Guene’s third novel, Les gens du Balto (The people of the Balto), is a departure from the first two which are both set in suburbs similar to Pantin and focus on a young girl or woman.

Set in a semi-rural commuter town at the outer edge of the Paris regional train network, the book is a whodunnit with multiple narrators, the regulars of the Balto cafe who are all suspects in the murder of the establishment’s owner.

Like her other books, it is written the way the characters speak, but this time each one has a distinctive voice. The younger characters use verlan and abbreviations common in text messages, but the older characters use their own slang. Guene said she had fun writing the book and no social critique was intended, but some of her pet themes do appear, such as the conflicted identities of the children of immigrants.

Among the characters are Nadia and Ali, twins of north African origin.
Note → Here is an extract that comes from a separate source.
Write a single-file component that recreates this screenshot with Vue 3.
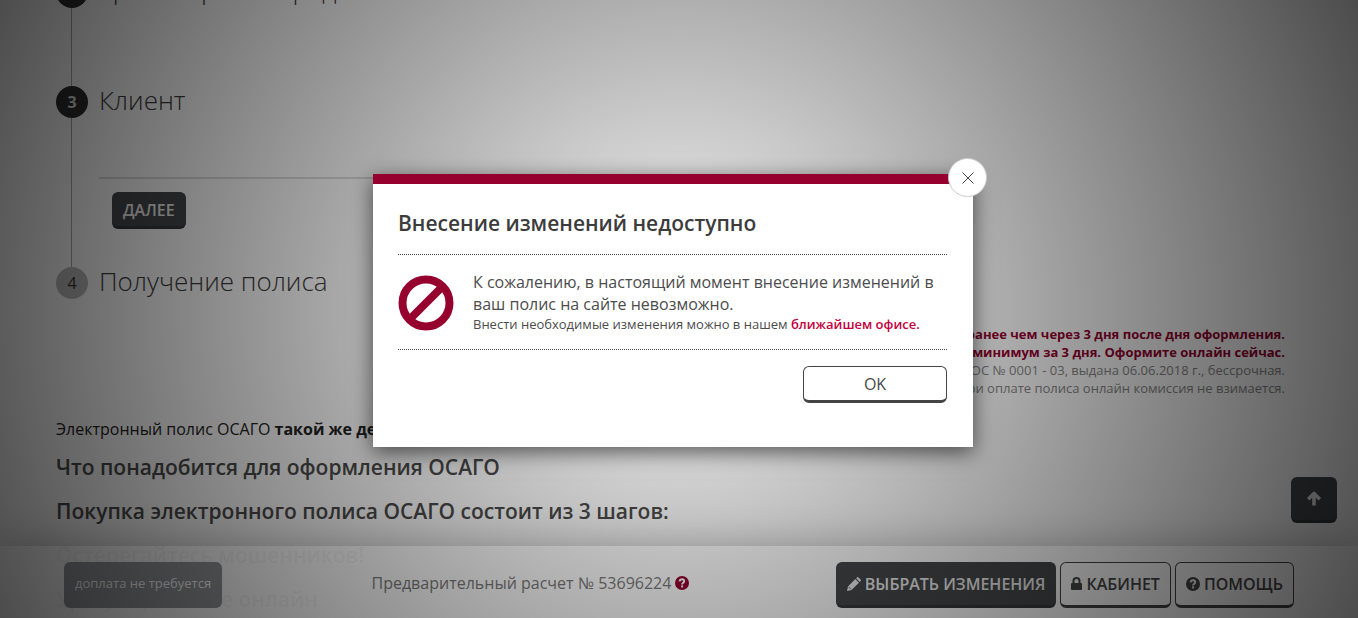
<script setup>
import { ref } from 'vue'

const open = ref(true)
const notes = [
  { text: 'не ранее чем через 3 дня после дня оформления.', strong: true },
  { text: 'минимум за 3 дня. Оформите онлайн сейчас.', strong: true },
  { text: 'ОС № 0001 - 03, выдана 06.06.2018 г., бессрочная.', strong: false },
  { text: 'При оплате полиса онлайн комиссия не взимается.', strong: false },
]
const sections = [
  'Что понадобится для оформления ОСАГО',
  'Покупка электронного полиса ОСАГО состоит из 3 шагов:',
  'Остерегайтесь мошенников!',
  'Урегулирование онлайн',
]
</script>

<template>
  <div class="screen">
    <main class="page">
      <section class="step step-vehicle">
        <span class="num">2</span>
        <h2>Транспортное средство</h2>
      </section>
      <section class="step step-client">
        <span class="num">3</span>
        <div class="step-body">
          <h2>Клиент</h2>
          <div class="step-actions">
            <button class="btn dark next" type="button">ДАЛЕЕ</button>
          </div>
        </div>
      </section>
      <section class="step step-policy">
        <span class="num muted">4</span>
        <h2>Получение полиса</h2>
      </section>
      <div class="notes">
        <p v-for="n in notes" :key="n.text" :class="{ strong: n.strong }">{{ n.text }}</p>
      </div>
      <p class="lead">Электронный полис ОСАГО <b>такой же действительный</b></p>
      <h3 v-for="s in sections" :key="s">{{ s }}</h3>
    </main>

    <button class="btn dark to-top" type="button" aria-label="Наверх">
      <svg width="16" height="16" viewBox="0 0 16 16"><path d="M8 14.500V3.500M2.200 8.300L8 2.500L13.800 8.300" fill="none" stroke="currentColor" stroke-width="3.600" stroke-linejoin="round" /></svg>
    </button>

    <footer class="bar">
      <div class="bar-inner">
        <div><span class="chip">доплата не требуется</span></div>
        <div class="bar-main">
          <span class="calc">Предварительный расчет № 53696224
            <svg class="help" width="14" height="14" viewBox="0 0 14 14"><circle cx="7" cy="7" r="7" fill="currentColor" /><path d="M4.700 5.300C4.900 3.700 6 3.300 7 3.300C8.200 3.300 9.200 4 9.200 5.200C9.200 6.800 7.100 6.700 7.100 8.500" fill="none" stroke="#fff" stroke-width="2" /><rect x="6.100" y="9.400" width="2" height="2" fill="#fff" /></svg>
          </span>
          <div class="bar-buttons">
            <button class="btn dark" type="button">
              <svg width="14" height="14" viewBox="0 0 14 14"><path fill="currentColor" d="M0 14L1 9.400L8.300 2.100L11.900 5.700L4.600 13ZM9.100 1.300L10 .4Q10.700-.2 11.400.4L13.600 2.600Q14.200 3.300 13.600 4L12.700 4.900Z" /><path d="M1.800 10.100L3.900 12.200" stroke="#45484b" stroke-width=".8" /></svg>
              <span>ВЫБРАТЬ ИЗМЕНЕНИЯ</span>
            </button>
            <button class="btn light" type="button">
              <svg width="11" height="14" viewBox="0 0 11 14"><rect y="6" width="11" height="7" rx="1" fill="currentColor" /><path d="M2.500 6.500V4a3 3 0 0 1 6 0V6.500" fill="none" stroke="currentColor" stroke-width="2" /></svg>
              <span>КАБИНЕТ</span>
            </button>
            <button class="btn light" type="button">
              <svg width="14" height="14" viewBox="0 0 14 14"><circle cx="7" cy="7" r="7" fill="currentColor" /><path d="M4.700 5.300C4.900 3.700 6 3.300 7 3.300C8.200 3.300 9.200 4 9.200 5.200C9.200 6.800 7.100 6.700 7.100 8.500" fill="none" stroke="#fff" stroke-width="2" /><rect x="6.100" y="9.400" width="2" height="2" fill="#fff" /></svg>
              <span>ПОМОЩЬ</span>
            </button>
          </div>
        </div>
      </div>
    </footer>

    <div v-if="open" class="overlay">
      <div class="modal" role="dialog" aria-modal="true" aria-labelledby="dialog-title">
        <button class="close" type="button" aria-label="Закрыть" @click="open = false">
          <svg width="12" height="12" viewBox="0 0 12 12"><path d="M.5 .5L11.500 11.500M11.500 .5L.5 11.500" stroke="#444" stroke-width="1" /></svg>
        </button>
        <h1 id="dialog-title">Внесение изменений недоступно</h1>
        <div class="message">
          <svg class="ban" width="56" height="56" viewBox="0 0 56 56" fill="none" stroke="#96002f" stroke-width="8"><circle cx="28" cy="28" r="23.500" /><path d="M11.500 44.500L44.500 11.500" /></svg>
          <div>
            <p class="text">К сожалению, в настоящий момент внесение изменений в ваш полис на сайте невозможно.</p>
            <p class="small">Внести необходимые изменения можно в нашем <a href="#">ближайшем офисе.</a></p>
          </div>
        </div>
        <div class="modal-actions">
          <button class="btn light ok" type="button" @click="open = false">OK</button>
        </div>
      </div>
    </div>
  </div>
</template>

<style>
body {
  margin: 0;
}
</style>

<style scoped>
.screen {
  position: relative;
  height: 100vh;
  overflow: hidden;
  background: #fff;
  color: #3c3c3c;
  font-family: "Open Sans", "Noto Sans", sans-serif;
  font-size: 16px;
}
h1, h2, h3, p {
  margin: 0;
}
button {
  font-family: inherit;
  cursor: pointer;
}
svg {
  flex: none;
}
.page {
  margin-top: -24px;
  padding: 0 73px 0 56px;
}
.step {
  position: relative;
  display: flex;
  gap: 11px;
}
.step-vehicle {
  height: 110px;
}
.step-client {
  height: 181px;
}
.step-policy {
  height: 58px;
}
.step:not(.step-policy)::before {
  content: "";
  position: absolute;
  left: 15px;
  top: 0;
  bottom: 0;
  width: 1px;
  background: #aaa;
}
.num {
  position: relative;
  flex: none;
  width: 32px;
  height: 32px;
  border-radius: 50%;
  background: #2e2e2e;
  color: #ddd;
  font-weight: 700;
  line-height: 32px;
  text-align: center;
}
.num.muted {
  background: #bbb;
  color: #333;
  font-weight: 400;
}
h2 {
  font-size: 26px;
  font-weight: 300;
  line-height: 28px;
}
.step-vehicle h2 {
  line-height: 26px;
}
.step-body {
  flex: 1;
}
.step-actions {
  width: 60%;
  margin-top: 63px;
  padding: 13px;
  border-top: 2px solid #ddd;
}
.btn {
  display: inline-flex;
  align-items: center;
  justify-content: center;
  gap: 4px;
  box-sizing: border-box;
  height: 46px;
  padding: 0 10px;
  border: 1px solid #444;
  border-bottom-width: 3px;
  border-radius: 6px;
  font-size: 16px;
}
.dark {
  background: #45484b;
  border-color: #45484b;
  border-bottom-color: #36393b;
  color: #eee;
  font-weight: 600;
}
.light {
  background: transparent;
  color: #484848;
  font-weight: 600;
}
.next {
  height: 37px;
}
.notes {
  font-size: 13px;
  line-height: 18px;
  text-align: right;
  color: #888;
}
.notes .strong {
  color: #96002f;
  font-weight: 700;
}
.lead {
  margin-top: 20px;
  line-height: 24px;
  color: #222;
}
h3 {
  margin-top: 14px;
  font-size: 21px;
  font-weight: 600;
  line-height: 30px;
  color: #4c4c4c;
}
.lead + h3 {
  margin-top: 11px;
}
.to-top {
  position: absolute;
  right: 21px;
  bottom: 95px;
  width: 46px;
}
.bar {
  position: absolute;
  left: 0;
  right: 0;
  bottom: 0;
  padding: 16px 64px 10px;
  background: rgba(255, 255, 255, 0.95);
  box-shadow: 0 0 40px rgba(0, 0, 0, 0.25);
}
.bar-inner {
  display: grid;
  grid-template-columns: 1fr 3fr;
}
.chip {
  display: inline-block;
  padding: 0 11px 4px;
  border-radius: 6px;
  background: #93979b;
  color: #fff;
  font-size: 13px;
  line-height: 42px;
}
.bar-main {
  display: flex;
  align-items: center;
  justify-content: space-between;
}
.calc {
  display: flex;
  align-items: center;
  gap: 4px;
  padding-bottom: 4px;
  color: #7c7c7c;
}
.help {
  color: #96002f;
}
.bar-buttons {
  display: flex;
  gap: 4px;
}
.overlay {
  position: absolute;
  inset: 0;
  display: grid;
  place-items: center;
  padding: 3px 12px 0 0;
  background: radial-gradient(circle at center, rgba(0, 0, 0, 0.04), rgba(0, 0, 0, 0.7));
}
.modal {
  position: relative;
  box-sizing: border-box;
  width: 600px;
  max-width: 100%;
  padding: 24px 26px 44px 25px;
  border-top: 10px solid #96002f;
  background: #fff;
  box-shadow: 0 5px 20px rgba(0, 0, 0, 0.6);
}
.close {
  position: absolute;
  top: -26px;
  right: -14px;
  display: grid;
  place-items: center;
  width: 39px;
  height: 39px;
  padding: 0;
  border: 1px solid #ccc;
  border-radius: 50%;
  background: #fff;
}
h1 {
  padding-bottom: 16px;
  border-bottom: 1px dotted #444;
  font-size: 21px;
  font-weight: 600;
  line-height: 30px;
}
.message {
  display: flex;
  gap: 19px;
  padding: 16px 0 14px;
  border-bottom: 1px dotted #444;
}
.ban {
  margin-top: 4px;
}
.text {
  line-height: 22px;
  color: #4c4c4c;
}
.small {
  padding-bottom: 2px;
  font-size: 13px;
  line-height: 18px;
  color: #4c4c4c;
}
a {
  color: #c3003d;
  font-weight: 600;
  text-decoration: none;
}
.modal-actions {
  display: flex;
  justify-content: flex-end;
  padding-top: 16px;
}
.ok {
  width: 144px;
  height: 37px;
  font-weight: 500;
}
</style>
Nadia is proud and combative about her immigrant background, while Ali finds his family heritage too weighty.

"I have a little of both twins in me, a desire to let go of a burden, a history that is very heavy and that we didn’t chose to carry, and at the same time a sense of pride," Guene said.

The people of the Balto are all misfits, but Guene sees them as victims of a ghettoised society in which different groups never meet and so never have a chance to learn from each other.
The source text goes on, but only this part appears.